Mr. Gerra: Sigma Designs (NASDAQ:SIGM) is a name we continue to like. This is a company that is a pioneer and leader in IPTV. The ramp of IPTV has been very strong, driven by Europe initially but now in the US as well with AT&T (NYSE:T). This is pretty much the only semiconductor pure play in the IPTV space and that's a space that has been growing by double digits every year and that we expect to see growing by double digits for the next three to four years. If we talk about a killer app, that's one new segment that didn't exist five years ago. In that space, Sigma Designs is basically getting all the design wins with about 75% market share, virtually no competition, and the company is basically locked in for about two years with those set-top box designs. In addition to IPTV, Sigma Designs also has a leading market share position in the emerging Blu-ray DVD player category on the basis of the same IC architecture. The company is also starting to ramp in HDTVs, advanced TVs that have an Ethernet connection. So this is basically a company exposed to several fast-growing markets while facing a very muted competitive landscape right now.
TWST: What's keeping competition at bay?
Mr. Gerra: The barriers of entry have been higher than most expected. The main reason is the software. This is a very software-intensive process where the decoder, which is what Sigma Designs is selling along with some other functionality on the same chip, really relies on very complex software to work with the digital rights management of IPTV operating platform, specifically the Microsoft IPTV software Edition, which is the leading IPTV platform at the non-Asia largest telcos worldwide. Sigma Designs is the only company that has a chip compliant with Microsoft. So Microsoft has really acted as marketing muscle for Sigma Designs. In addition, H.264 video decoding is pretty complex to do, particularly when you're decoding several frames simultaneously in HD so that you can have picture-in-picture type of functionality. Video quality is very important here. The telcos that are ramping IPTV such as AT&T don't want to trade quality for pricing because quality is what they rely on to take customers away from the cable providers and Sigma Designs has a strong edge in that regard, in our view.

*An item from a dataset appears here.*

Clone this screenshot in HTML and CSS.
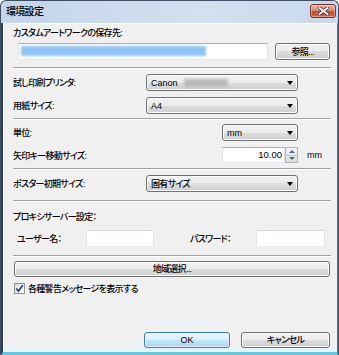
FILE: index.html
```html
<!DOCTYPE html>
<html lang="ja">
<head>
    <meta charset="UTF-8">
    <title>環境設定</title>
    <link rel="stylesheet" href="styles.css">
</head>
<body>
    <div class="window">
        <div class="titlebar">
            <span class="title">環境設定</span>
            <span class="close">
                <svg width="11" height="8" viewBox="0 0 11 8">
                    <path d="M1.5 1 L9.5 7 M9.5 1 L1.5 7" stroke="#3a2a28" stroke-width="3.4" stroke-linecap="square"/>
                    <path d="M1.5 1 L9.5 7 M9.5 1 L1.5 7" stroke="#fff" stroke-width="1.8" stroke-linecap="square"/>
                </svg>
            </span>
        </div>

        <div class="client">
            <div class="label">カスタムアートワークの保存先:</div>
            <div class="path-row">
                <div class="textbox path"><span class="sel"></span></div>
                <div class="btn browse">参照...</div>
            </div>

            <div class="sep"></div>

            <div class="field">
                <span class="name">試し印刷プリンタ:</span>
                <div class="combo wide"><span class="latin">Canon</span><span class="smudge"></span><i class="arrow"></i></div>
            </div>
            <div class="field next">
                <span class="name">用紙サイズ:</span>
                <div class="combo wide"><span class="latin">A4</span><i class="arrow"></i></div>
            </div>

            <div class="sep tight"></div>

            <div class="field unit">
                <span class="name long">単位:</span>
                <div class="combo narrow"><span class="latin">mm</span><i class="arrow"></i></div>
            </div>
            <div class="field step">
                <span class="name long">矢印キー移動サイズ:</span>
                <div class="textbox spin-value latin">10.00</div>
                <div class="spinner">
                    <span class="up"></span>
                    <span class="down"></span>
                </div>
                <span class="suffix latin">mm</span>
            </div>

            <div class="sep mid"></div>

            <div class="field poster">
                <span class="name">ポスター初期サイズ:</span>
                <div class="combo wide"><span>固有サイズ</span><i class="arrow"></i></div>
            </div>

            <div class="sep wide-gap"></div>

            <div class="label proxy">プロキシサーバー設定：</div>
            <div class="proxy-row">
                <span class="user-label">ユーザー名：</span>
                <div class="textbox proxy-box"></div>
                <span class="pass-label">パスワード：</span>
                <div class="textbox proxy-box pass"></div>
            </div>

            <div class="sep wide-gap"></div>

            <div class="btn region">地域選択...</div>

            <label class="check-row">
                <span class="checkbox">
                    <svg width="9" height="9" viewBox="0 0 9 9">
                        <path d="M1.3 4.6 L3.4 7.2 L7.8 1.2" fill="none" stroke="#23368f" stroke-width="1.6"/>
                    </svg>
                </span>
                各種警告メッセージを表示する
            </label>

            <div class="actions">
                <div class="btn ok latin">OK</div>
                <div class="btn cancel">キャンセル</div>
            </div>
        </div>
    </div>
</body>
</html>
```

FILE: styles.css
```css
* {
    box-sizing: border-box;
}
body {
    margin: 0;
    width: 339px;
    height: 355px;
    overflow: hidden;
    background: #fff;
    font-family: "Liberation Sans", "Noto Sans CJK JP", sans-serif;
    font-size: 9px;
    font-weight: 500;
    font-feature-settings: "palt";
    letter-spacing: -0.7px;
    color: #000;
}
.latin {
    letter-spacing: 0;
    font-weight: 400;
}
.window {
    height: 355px;
    display: flex;
    flex-direction: column;
    border: 1px solid #3f4f66;
    border-bottom: none;
    border-radius: 6px 6px 0 0;
    background: linear-gradient(90deg, #c4d5ea, #d3e0f0 60%, #c9d9ed);
}
.titlebar {
    height: 22px;
    display: flex;
    align-items: flex-start;
    padding: 0 2px 0 5px;
}
.title {
    margin-top: 4px;
    line-height: 14px;
    font-size: 10px;
    letter-spacing: -0.7px;
}
.close {
    margin-left: auto;
    margin-top: 3px;
    width: 26px;
    height: 14px;
    display: flex;
    align-items: center;
    justify-content: center;
    border: 1px solid #7b3428;
    border-radius: 3px;
    background: linear-gradient(#eab0a2, #dc8c78 45%, #c9452d 55%, #d9653f);
    box-shadow: inset 0 0 0 1px rgba(255, 255, 255, 0.35);
}

/* client area */
.client {
    flex: 1;
    display: flex;
    flex-direction: column;
    background: #f0f0f0;
    border-left: 2px solid #2b3c5c;
    border-right: 1px solid #5d6f8a;
    border-bottom: 3px solid #5ccbdc;
    box-shadow: inset 1px 1px 0 #fff;
    padding: 3px 6px 4px 10px;
}
.label {
    line-height: 14px;
}
.path-row {
    display: flex;
    align-items: center;
    height: 17px;
    margin-top: 3px;
}
.textbox {
    background: #fff;
    border: 1px solid #abadb3;
    border-color: #abadb3 #dbdfe6 #e3e9ef #e2e3ea;
}
.path {
    margin-left: 5px;
    width: 250px;
    height: 17px;
}
.sel {
    display: block;
    margin: 2px 0 0 2px;
    width: 185px;
    height: 10px;
    background: #8fc4f7;
    filter: blur(1px);
}
.btn {
    display: flex;
    align-items: center;
    justify-content: center;
    border: 1px solid #707070;
    border-radius: 3px;
    background: linear-gradient(#f2f2f2, #ebebeb 50%, #dddddd 50%, #cfcfcf);
    box-shadow: inset 0 0 0 1px #fcfcfc;
    line-height: 12px;
}
.browse {
    margin-left: auto;
    margin-right: 1px;
    width: 55px;
    height: 17px;
}
.sep {
    margin-top: 7px;
    height: 2px;
    border-top: 1px solid #a0a0a0;
    border-bottom: 1px solid #fff;
}
.sep.tight {
    margin-top: 4px;
}
.sep.mid {
    margin-top: 5px;
}
.sep.wide-gap {
    margin-top: 8px;
}

/* label + control rows */
.field {
    display: flex;
    align-items: center;
    height: 17px;
    margin-top: 5px;
}
.field.next {
    margin-top: 6px;
}
.field.unit {
    margin-top: 4px;
}
.field.step {
    margin-top: 6px;
    height: 16px;
}
.field.poster {
    margin-top: 5px;
}
.name {
    width: 133px;
    flex-shrink: 0;
}
.name.long {
    width: 209px;
}
.combo {
    display: flex;
    align-items: center;
    height: 17px;
    padding-left: 4px;
    border: 1px solid #707070;
    border-radius: 3px;
    background: linear-gradient(#f2f2f2, #ebebeb 50%, #dddddd 50%, #cfcfcf);
    box-shadow: inset 0 0 0 1px #fcfcfc;
}
.combo .latin {
    font-size: 9px;
}
.combo.wide {
    width: 152px;
}
.combo.narrow {
    width: 76px;
}
.arrow {
    margin-left: auto;
    margin-right: 4px;
    border-left: 3.5px solid transparent;
    border-right: 3.5px solid transparent;
    border-top: 4px solid #000;
}
.smudge {
    margin-left: 6px;
    width: 44px;
    height: 8px;
    background: #b9b9b9;
    filter: blur(1.5px);
}
.spin-value {
    width: 63px;
    height: 16px;
    text-align: right;
    padding-right: 2px;
    line-height: 14px;
    font-size: 9.5px;
}
.spinner {
    width: 13px;
    height: 16px;
    display: flex;
    flex-direction: column;
    border: 1px solid #b4b4b4;
    background: linear-gradient(#f4f4f4, #dedede);
}
.spinner span {
    flex: 1;
    display: flex;
    align-items: center;
    justify-content: center;
}
.spinner .up {
    border-bottom: 1px solid #c4c4c4;
}
.spinner .up::before {
    content: "";
    border-left: 3px solid transparent;
    border-right: 3px solid transparent;
    border-bottom: 3px solid #4a6a9c;
}
.spinner .down::before {
    content: "";
    border-left: 3px solid transparent;
    border-right: 3px solid transparent;
    border-top: 3px solid #4a6a9c;
}
.suffix {
    margin-left: 9px;
    font-size: 9px;
}

/* proxy */
.label.proxy {
    margin-top: 8px;
}
.proxy-row {
    display: flex;
    align-items: center;
    height: 17px;
    margin-top: 6px;
    padding-left: 4px;
}
.user-label {
    width: 69px;
}
.proxy-box {
    width: 68px;
    height: 17px;
    border-color: #d5dae2 #e2e6ec #e8ecf0 #e2e6ec;
}
.pass-label {
    margin-left: 36px;
    width: 66px;
}
.proxy-box.pass {
    width: 69px;
}

.region {
    margin-top: 4px;
    margin-left: 1px;
    margin-right: 1px;
    height: 16px;
}
.check-row {
    display: flex;
    align-items: center;
    gap: 3px;
    height: 14px;
    margin-top: 4px;
    margin-left: 1px;
}
.checkbox {
    width: 11px;
    height: 11px;
    display: flex;
    align-items: center;
    justify-content: center;
    border: 1px solid #8e8f8f;
    background: linear-gradient(135deg, #dcdcdc, #fdfdfd);
}

.actions {
    margin-top: auto;
    display: flex;
    justify-content: flex-end;
    gap: 11px;
    margin-right: 1px;
}
.actions .btn {
    height: 16px;
}
.ok {
    width: 86px;
    border-color: #3c7fb1;
    background: linear-gradient(#eaf6fd, #d9f0fc 50%, #bee6fd 50%, #a7d9f5);
    box-shadow: inset 0 0 0 1px #dff2fc;
}
.cancel {
    width: 89px;
}
```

TWST: What kind of growth are you looking for at Sigma for the next couple of years?
Mr. Gerra: We expect the company to continue to grow at a double-digit rate. In calendar 2006, the company almost tripled the top line; in calendar 2007, we expect the company to double the top line again; and then, we expect double-digit growth for the next two years. The company has been growing the top line at double digits sequentially for the past eight quarters, every single quarter.
TWST: Do they have the management in place to support that kind of growth?
Mr. Gerra: So far they have been successful. Sigma Designs remains a company that is still small in terms of headcount, but they basically have the platform that is applicable to a variety of end applications, and they don't need to grow either sales and marketing or G&A too much at this point because they have the technology platform and the customer relationships. This creates a lot of EPS leverage because you're seeing a double-digit increase at the top line but a low-single-digit increase in terms of operating expenses.
TWST: With that kind of pattern, are they likely to become a target?
Mr. Gerra: They have been a target for the past few years, but they haven't been willing to sell because they knew the opportunities that they had ahead of them. Going forward, this is always a possibility, but I think the company clearly has enough momentum to remain on its own for a while.